In Suwung Village, the death of a child, a debilitating illness, the impact of a drought or famine goes almost unnoticed by the outside world.

We have to ask ourselves why has Suwung Village been consigned to the A & E basket.

Greed is the simple answer but that’s not specific to Bali. Medical services do not treat Suwung villagers as they would treat you and me – individuals with needs.  

Instead they are wilfully ignored. 

Occasional corporate assistance is more for showboating than results. Despite their billions of profits,  US Drug manufacturers prefer to sell their medicines to charities than donate them to people in genuine need.

More $$$ is spent on finding a pharmaceutical cure for baldness than on finding a remedy for ALL tropical diseases.

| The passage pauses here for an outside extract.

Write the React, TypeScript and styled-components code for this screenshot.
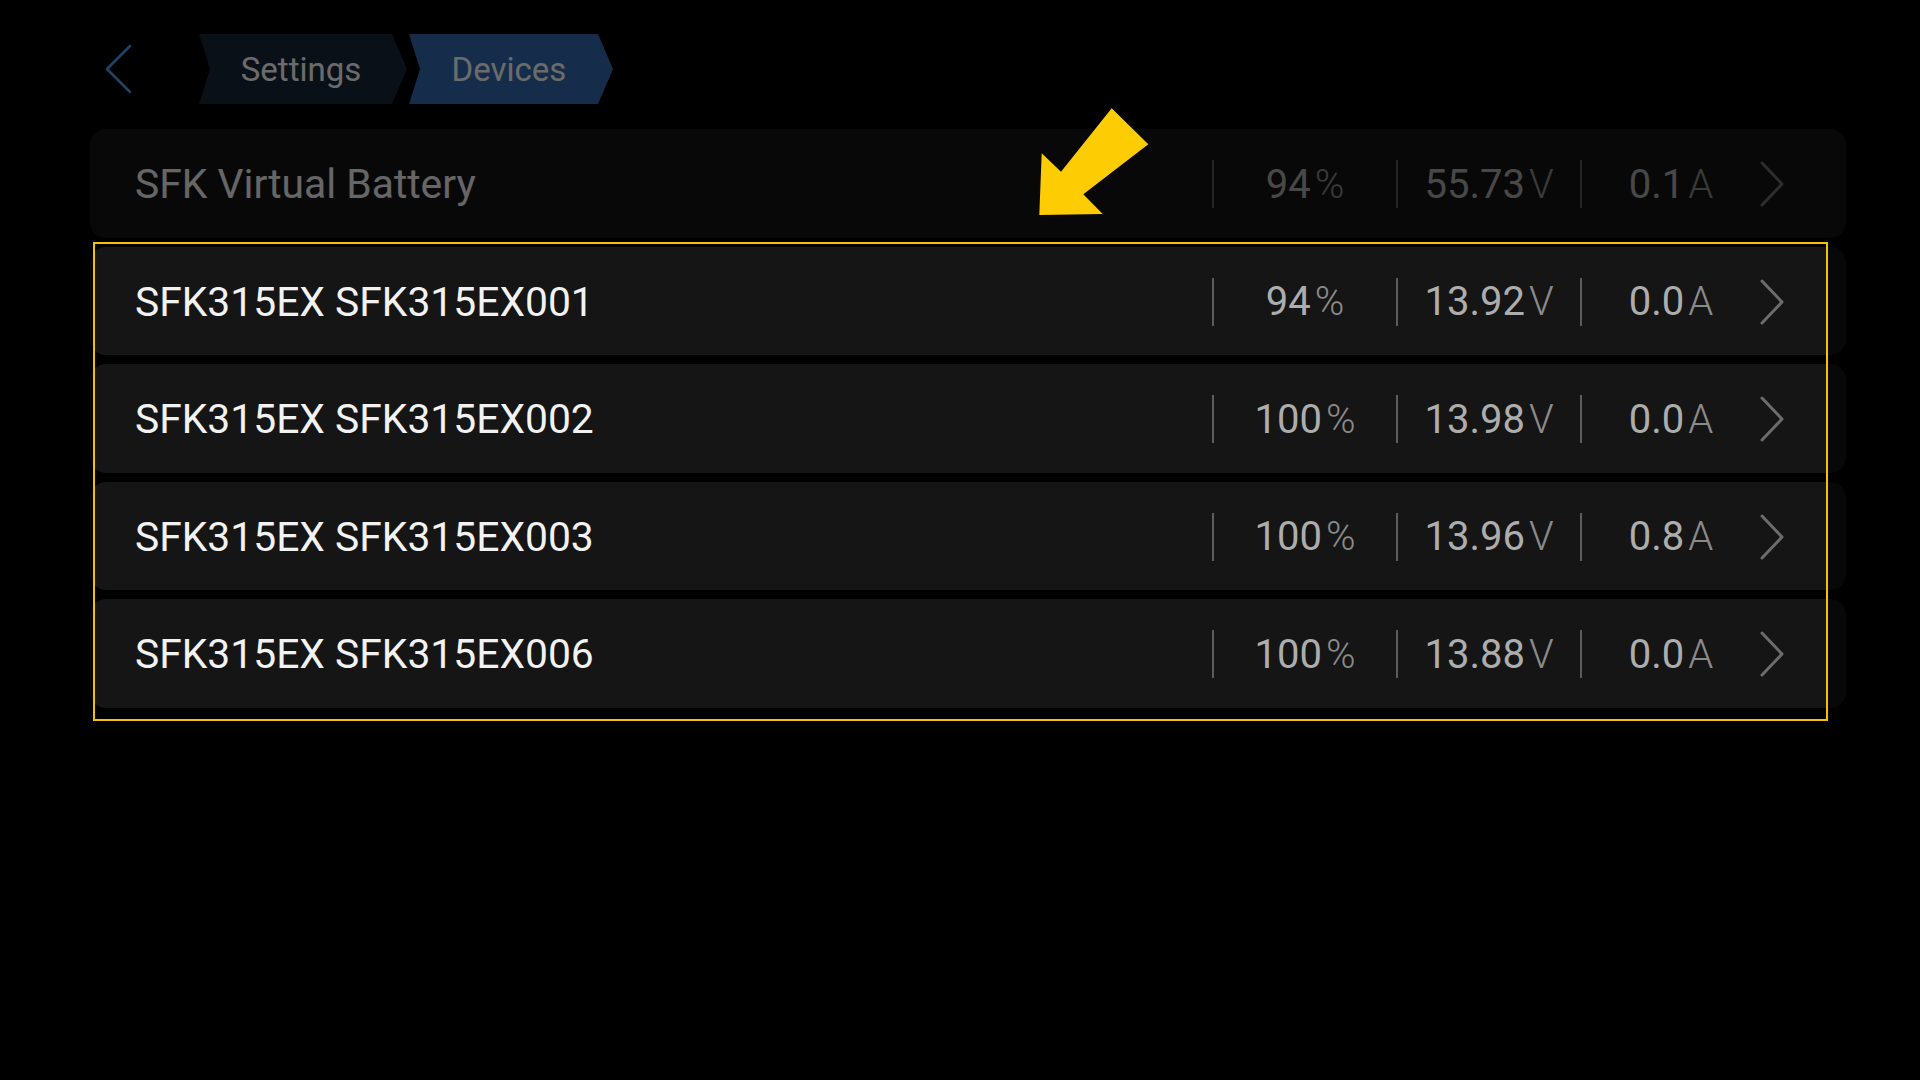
import styled, { createGlobalStyle } from 'styled-components';

type Device = {
  name: string;
  soc: string;
  volt: string;
  amp: string;
};

const virtualBattery: Device = { name: 'SFK Virtual Battery', soc: '94', volt: '55.73', amp: '0.1' };

const devices: Device[] = [
  { name: 'SFK315EX SFK315EX001', soc: '94', volt: '13.92', amp: '0.0' },
  { name: 'SFK315EX SFK315EX002', soc: '100', volt: '13.98', amp: '0.0' },
  { name: 'SFK315EX SFK315EX003', soc: '100', volt: '13.96', amp: '0.8' },
  { name: 'SFK315EX SFK315EX006', soc: '100', volt: '13.88', amp: '0.0' },
];

const DeviceRow = ({ device }: { device: Device }) => {
  return (
    <Row>
      <Name>{device.name}</Name>
      <Stats>
        <Stat>
          {device.soc}
          <Unit>%</Unit>
        </Stat>
        <Stat>
          {device.volt}
          <Unit>V</Unit>
        </Stat>
        <Stat>
          {device.amp}
          <Unit>A</Unit>
        </Stat>
        <Chevron viewBox="0 0 24 46">
          <polyline points="2,2 22,23 2,44" />
        </Chevron>
      </Stats>
    </Row>
  );
};

const App = () => {
  return (
    <Page>
      <GlobalStyle />
      <TopBar>
        <BackButton aria-label="back">
          <svg width="28" height="50" viewBox="0 0 28 50">
            <polyline points="26,2 3,25 26,48" fill="none" stroke="#45a2f5" strokeWidth="2.6" strokeLinecap="round" strokeLinejoin="round" />
          </svg>
        </BackButton>
        <Crumbs>
          <Crumb>Settings</Crumb>
          <Crumb $active>Devices</Crumb>
        </Crumbs>
      </TopBar>

      <List>
        <DeviceRow device={virtualBattery} />
        <Group>
          {devices.map(d => (
            <DeviceRow key={d.name} device={d} />
          ))}
          <Highlight />
        </Group>
      </List>

      {/* annotation arrow pointing at the highlighted group */}
      <Arrow width="116" height="114" viewBox="0 0 116 114">
        <polygon points="3.3,110 5.7,48.3 25,66.7 75.7,3.3 112.3,39.3 47.3,89.3 66.7,109" />
      </Arrow>
    </Page>
  );
};

const GlobalStyle = createGlobalStyle`
  html, body {
    margin: 0;
    padding: 0;
    background: #000;
  }
  body {
    font-family: Roboto, "Noto Sans", "Liberation Sans", sans-serif;
    overflow: hidden;
  }
`;

const Page = styled.div`
  position: relative;
  width: 1920px;
  height: 1080px;
  box-sizing: border-box;
  padding: 34px 74px 0 90px;
  background: #000;
  overflow: hidden;
`;

const TopBar = styled.div`
  display: flex;
  align-items: center;
  height: 70px;
`;

const BackButton = styled.button`
  display: flex;
  margin-left: 14px;
  padding: 0;
  width: 28px;
  height: 50px;
  background: none;
  border: none;
  cursor: pointer;
`;

const Crumbs = styled.div`
  display: flex;
  gap: 2px;
  margin-left: 67px;
`;

const Crumb = styled.div<{ $active?: boolean }>`
  display: flex;
  align-items: center;
  justify-content: center;
  box-sizing: border-box;
  width: ${p => (p.$active ? 204 : 208)}px;
  height: 70px;
  padding-right: 4px;
  font-size: 33px;
  color: #fff;
  background: ${p => (p.$active ? '#336bb0' : '#16263a')};
  clip-path: polygon(0 0, calc(100% - 15px) 0, 100% 50%, calc(100% - 15px) 100%, 0 100%, 11px 50%);
`;

const List = styled.div`
  display: flex;
  flex-direction: column;
  gap: 9px;
  margin-top: 25px;
`;

const Group = styled.div`
  position: relative;
  display: flex;
  flex-direction: column;
  gap: 9px;
`;

const Row = styled.div`
  display: flex;
  align-items: center;
  box-sizing: border-box;
  height: 108.5px;
  padding: 2px 62px 0 45px;
  border-radius: 16px;
  background: #151515;
`;

const Name = styled.div`
  flex: 1;
  font-size: 40.8px;
  color: #f2f2f2;
  white-space: nowrap;
`;

const Stats = styled.div`
  display: grid;
  grid-template-columns: 184px 184px 180px 24px;
  align-items: center;
`;

const Stat = styled.div`
  display: flex;
  align-items: center;
  justify-content: center;
  height: 48px;
  border-left: 2px solid #5c5c5c;
  font-size: 40px;
  color: #adadad;
`;

const Unit = styled.span`
  margin-left: 4px;
  font-weight: 300;
  color: #8a8a8a;
`;

const Chevron = styled.svg`
  width: 24px;
  height: 46px;
  fill: none;
  stroke: #6c6c6c;
  stroke-width: 3;
  stroke-linecap: round;
  stroke-linejoin: round;
`;

const Highlight = styled.div`
  position: absolute;
  top: -5px;
  left: 3px;
  right: 18px;
  bottom: -13px;
  border: 2px solid #f2c200;
  box-shadow: 0 0 0 3000px rgba(0, 0, 0, 0.58);
  pointer-events: none;
  z-index: 1;
`;

const Arrow = styled.svg`
  position: absolute;
  left: 1036px;
  top: 105px;
  fill: #fecc02;
  z-index: 2;
`;

export default App;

What we want to do is move their needle but along with everything else, it takes time, effort and real support.

Looking at the picture below you’d be forgiven for assuming this is the rubbish dump on which Suwung Village lies.  

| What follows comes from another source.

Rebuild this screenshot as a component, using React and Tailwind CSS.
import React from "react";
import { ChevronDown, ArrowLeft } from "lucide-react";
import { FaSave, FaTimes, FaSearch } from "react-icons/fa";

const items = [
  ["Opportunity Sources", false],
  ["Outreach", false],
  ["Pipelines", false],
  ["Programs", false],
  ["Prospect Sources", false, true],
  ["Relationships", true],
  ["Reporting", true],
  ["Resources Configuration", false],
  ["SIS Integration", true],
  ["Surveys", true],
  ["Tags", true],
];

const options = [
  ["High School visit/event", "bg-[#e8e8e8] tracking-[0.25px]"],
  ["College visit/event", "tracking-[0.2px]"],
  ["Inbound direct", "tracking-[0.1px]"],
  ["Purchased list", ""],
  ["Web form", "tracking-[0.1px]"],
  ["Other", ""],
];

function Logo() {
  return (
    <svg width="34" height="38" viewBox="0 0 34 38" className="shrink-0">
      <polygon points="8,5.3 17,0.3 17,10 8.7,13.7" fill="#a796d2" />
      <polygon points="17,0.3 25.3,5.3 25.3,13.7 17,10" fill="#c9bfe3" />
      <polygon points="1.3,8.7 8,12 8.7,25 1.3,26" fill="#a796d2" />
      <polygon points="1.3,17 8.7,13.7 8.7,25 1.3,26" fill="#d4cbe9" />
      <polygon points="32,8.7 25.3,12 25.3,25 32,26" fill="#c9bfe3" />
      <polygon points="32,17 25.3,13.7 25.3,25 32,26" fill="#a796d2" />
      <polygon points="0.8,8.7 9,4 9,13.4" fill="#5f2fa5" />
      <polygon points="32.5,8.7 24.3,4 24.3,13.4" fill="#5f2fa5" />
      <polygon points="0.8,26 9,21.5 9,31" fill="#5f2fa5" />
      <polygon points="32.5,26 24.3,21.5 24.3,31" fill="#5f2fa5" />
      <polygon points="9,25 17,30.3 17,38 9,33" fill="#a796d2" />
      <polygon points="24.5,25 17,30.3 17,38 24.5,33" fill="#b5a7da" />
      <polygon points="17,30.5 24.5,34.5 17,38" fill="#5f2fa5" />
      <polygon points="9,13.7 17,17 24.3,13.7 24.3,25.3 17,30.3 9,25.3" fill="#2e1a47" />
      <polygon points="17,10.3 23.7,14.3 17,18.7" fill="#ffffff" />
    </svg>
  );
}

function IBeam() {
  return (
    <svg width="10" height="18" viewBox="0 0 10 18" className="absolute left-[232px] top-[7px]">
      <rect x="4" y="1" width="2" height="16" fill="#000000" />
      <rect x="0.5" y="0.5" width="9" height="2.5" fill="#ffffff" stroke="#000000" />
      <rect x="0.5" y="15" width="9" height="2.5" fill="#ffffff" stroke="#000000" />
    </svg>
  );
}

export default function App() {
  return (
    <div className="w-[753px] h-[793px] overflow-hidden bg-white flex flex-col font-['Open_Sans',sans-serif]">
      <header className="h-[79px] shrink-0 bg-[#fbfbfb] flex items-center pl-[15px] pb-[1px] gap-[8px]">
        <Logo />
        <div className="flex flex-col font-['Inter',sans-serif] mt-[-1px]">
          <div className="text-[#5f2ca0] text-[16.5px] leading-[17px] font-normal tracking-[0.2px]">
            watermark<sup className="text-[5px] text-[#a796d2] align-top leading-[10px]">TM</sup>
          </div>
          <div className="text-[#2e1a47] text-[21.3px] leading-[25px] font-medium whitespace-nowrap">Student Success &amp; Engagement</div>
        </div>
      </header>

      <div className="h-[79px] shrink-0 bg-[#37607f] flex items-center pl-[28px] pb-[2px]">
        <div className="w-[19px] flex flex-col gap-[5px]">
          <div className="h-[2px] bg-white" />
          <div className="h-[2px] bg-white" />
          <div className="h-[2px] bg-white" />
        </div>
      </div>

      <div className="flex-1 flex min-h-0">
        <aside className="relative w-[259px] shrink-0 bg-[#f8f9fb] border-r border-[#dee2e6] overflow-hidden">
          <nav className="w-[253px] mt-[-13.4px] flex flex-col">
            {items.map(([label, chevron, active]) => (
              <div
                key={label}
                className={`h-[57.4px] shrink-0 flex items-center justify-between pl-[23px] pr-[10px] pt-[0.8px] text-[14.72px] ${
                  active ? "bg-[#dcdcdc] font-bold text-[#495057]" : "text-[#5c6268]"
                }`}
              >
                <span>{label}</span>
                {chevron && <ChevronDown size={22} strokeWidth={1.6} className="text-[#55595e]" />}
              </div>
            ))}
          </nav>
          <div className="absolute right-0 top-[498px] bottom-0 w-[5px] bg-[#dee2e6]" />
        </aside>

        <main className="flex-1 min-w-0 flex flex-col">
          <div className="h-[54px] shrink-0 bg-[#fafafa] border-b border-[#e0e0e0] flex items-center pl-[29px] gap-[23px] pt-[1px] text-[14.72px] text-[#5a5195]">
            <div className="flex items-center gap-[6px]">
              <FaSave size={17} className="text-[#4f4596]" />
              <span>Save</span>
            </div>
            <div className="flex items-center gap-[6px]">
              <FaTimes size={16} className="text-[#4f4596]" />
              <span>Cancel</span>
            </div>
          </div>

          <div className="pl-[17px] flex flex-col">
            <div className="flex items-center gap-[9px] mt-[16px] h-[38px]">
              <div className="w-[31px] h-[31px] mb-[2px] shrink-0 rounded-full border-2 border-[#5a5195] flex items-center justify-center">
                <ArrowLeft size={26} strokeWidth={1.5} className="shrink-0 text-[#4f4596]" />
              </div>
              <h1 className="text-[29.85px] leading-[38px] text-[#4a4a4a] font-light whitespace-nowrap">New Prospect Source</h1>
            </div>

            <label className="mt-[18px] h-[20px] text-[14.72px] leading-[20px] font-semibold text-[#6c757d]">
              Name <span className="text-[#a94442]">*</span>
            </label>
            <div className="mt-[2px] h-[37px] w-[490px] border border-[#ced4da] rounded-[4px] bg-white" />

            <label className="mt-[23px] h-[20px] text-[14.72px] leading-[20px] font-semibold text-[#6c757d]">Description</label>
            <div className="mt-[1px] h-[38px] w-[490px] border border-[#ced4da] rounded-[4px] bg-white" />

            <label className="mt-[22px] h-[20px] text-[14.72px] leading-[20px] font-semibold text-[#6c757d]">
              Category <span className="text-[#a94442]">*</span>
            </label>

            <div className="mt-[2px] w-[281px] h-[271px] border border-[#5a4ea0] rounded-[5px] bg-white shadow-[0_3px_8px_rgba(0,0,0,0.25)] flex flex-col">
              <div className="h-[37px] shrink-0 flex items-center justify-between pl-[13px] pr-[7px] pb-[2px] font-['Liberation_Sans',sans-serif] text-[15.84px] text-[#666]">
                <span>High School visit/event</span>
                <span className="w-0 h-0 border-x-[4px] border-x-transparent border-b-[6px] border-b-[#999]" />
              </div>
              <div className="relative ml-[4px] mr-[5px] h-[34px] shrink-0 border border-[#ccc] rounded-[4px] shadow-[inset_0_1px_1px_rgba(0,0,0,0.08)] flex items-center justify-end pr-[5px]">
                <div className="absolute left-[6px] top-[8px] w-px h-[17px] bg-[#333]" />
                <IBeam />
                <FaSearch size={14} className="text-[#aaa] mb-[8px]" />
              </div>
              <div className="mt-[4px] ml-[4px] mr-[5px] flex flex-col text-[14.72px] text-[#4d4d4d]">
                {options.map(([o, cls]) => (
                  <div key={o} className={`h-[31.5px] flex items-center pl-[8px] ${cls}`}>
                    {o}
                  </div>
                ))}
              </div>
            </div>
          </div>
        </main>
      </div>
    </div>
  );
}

Brought in by yesterday’s tides, collected and dumped around Suwung Village

It’s not.  

It’s a photo of the usually pristine sandy beach at the end of our road after a particular storm hit in December 2021 throwing up an assortment of flotsam: mostly wood, bamboo and plastic.

Waste disposal officials brought in heavy equipment to help the 300 workers clean up the debris. 

50 open trucks transported the 400 tons of collected rubbish to guess where?….. the growing Suwung landfill.

Tomorrow the villagers in Suwung will wake to the early morning sounds of cockerels out-crowing each other, followed by the coughing sounds of adults waking and the kids bathing in tin buckets filled with dirty water.

The reason I write this is to distress you.  I hope it did the job, and I hope you stay distressed because we’re in the 21st century, even though conditions in Suwung Village are little different to that of any European village in the 15th century.

What you choose to do next is the last real hope the villagers have.

I’m sending this out to support the villagers as Alex and Ivan are doing in their own way. If you’re inclined to donate even a one time small amount, you’ll be helping us to help them.

No-one is asking you to contribute monthly but something, anything will help those children grow into adults with a chance.

Look here:

There’s a poignant line from the film Shirley Valentine that seems appropriate here:  

“I’ve led such a little life, and even that’ll be over pretty soon.  

I have allowed myself to lead this little life when inside me there was so much more, and it’s all gone unused.  And now it never will be. 

Why do we get all this life if we don’t ever use it? Why do we get all these feelings and dreams and hopes if we don’t ever use them?

That’s where Shirley Valentine disappeared to. She got lost in all this unused life.”